None of these three locations is any better than the other, the most important thing is to pay attention to the breath where you feel most comfortable. And if you’re not quite able to connect at all, just use a simple meditation hack, if it’s OK, by placing a hand on your belly and use that rising and falling sensation instead.
Now, connecting with the breath. In whatever way feels best. Just resting your attention there. Resting on the breath just as you’d rest on a park bench on a long summer’s day. Hanging out with the breath, your mind in time with the movement. Gentle and without tension.
We are not looking to change the breath in any way. This is not a breath control exercise, it is a breath awareness exercise. Training the mind to become more familiar with this process that keeps us alive.
And of course our mind will wander, run around, be bombarded with thoughts. That’s not a problem, it’s normal, it’s to be expected actually. And when that does happen, just use your memory of the connection to bring your attention back to the breath. Resting the mind with the breath.
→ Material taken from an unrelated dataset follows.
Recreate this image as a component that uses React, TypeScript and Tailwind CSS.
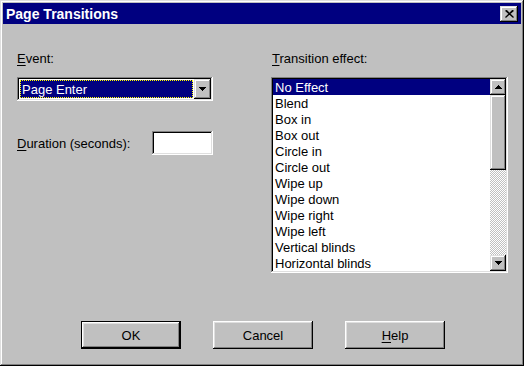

Uniting the mind with the breath in this way has many benefits, and with practice you can build your ability to be calm and steady. Allowing the mind to rest with the breath builds our ability to keep our attention just in one place – a skill that never goes out of fashion.
So locating the breath. Resting with the breath. And bringing it back when it wanders off.
That’s it.
That’s all.
Resting the mind on the breath wherever it feels most comfortable. And bringing it back when it’s wandered off.
That’s it.
That’s all.
Your story of this meditation is probably one of failure. The mind wandering, maybe even some confusion. But you know it’s the interest, the energy, the coming back again and again that really matters. So when the wise old teacher says there is no bad meditation, just wrong expectation, they’re probably right.
Thanks Kaya. Thank you. And go well.